> Information supplied:
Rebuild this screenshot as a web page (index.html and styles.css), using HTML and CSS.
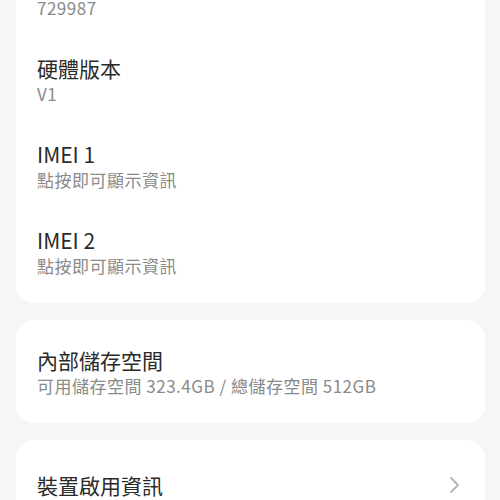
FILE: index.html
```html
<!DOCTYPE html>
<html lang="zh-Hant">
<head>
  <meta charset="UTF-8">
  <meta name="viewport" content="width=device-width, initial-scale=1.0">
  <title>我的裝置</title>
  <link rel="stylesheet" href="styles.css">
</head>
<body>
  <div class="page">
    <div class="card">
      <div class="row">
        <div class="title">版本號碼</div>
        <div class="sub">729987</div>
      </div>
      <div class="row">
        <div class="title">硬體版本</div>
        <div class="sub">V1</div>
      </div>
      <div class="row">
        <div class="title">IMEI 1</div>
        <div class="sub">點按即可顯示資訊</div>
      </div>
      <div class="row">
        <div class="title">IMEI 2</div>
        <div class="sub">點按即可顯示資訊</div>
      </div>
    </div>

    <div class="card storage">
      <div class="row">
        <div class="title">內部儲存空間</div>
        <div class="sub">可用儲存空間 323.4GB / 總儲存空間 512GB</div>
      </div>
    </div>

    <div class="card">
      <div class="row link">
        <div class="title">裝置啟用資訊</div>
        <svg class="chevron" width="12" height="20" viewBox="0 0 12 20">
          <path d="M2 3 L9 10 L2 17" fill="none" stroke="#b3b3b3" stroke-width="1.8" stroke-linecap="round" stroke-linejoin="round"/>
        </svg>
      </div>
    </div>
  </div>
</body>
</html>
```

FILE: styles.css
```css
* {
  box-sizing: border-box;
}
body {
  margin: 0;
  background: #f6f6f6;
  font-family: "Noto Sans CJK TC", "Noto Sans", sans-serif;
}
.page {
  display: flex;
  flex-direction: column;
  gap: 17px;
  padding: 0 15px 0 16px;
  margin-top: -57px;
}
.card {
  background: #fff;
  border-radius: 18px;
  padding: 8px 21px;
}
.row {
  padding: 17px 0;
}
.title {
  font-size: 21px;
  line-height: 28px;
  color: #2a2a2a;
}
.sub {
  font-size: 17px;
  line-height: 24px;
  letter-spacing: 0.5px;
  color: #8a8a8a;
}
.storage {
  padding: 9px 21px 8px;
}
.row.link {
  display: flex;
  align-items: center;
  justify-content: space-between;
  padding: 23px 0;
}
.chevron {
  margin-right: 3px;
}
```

> Task details:
Look above for every line with the word "page" and copy it.

> Written solution:
Rebuild this screenshot as a web page (index.html and styles.css), using HTML and CSS.
  <div class="page">
.page {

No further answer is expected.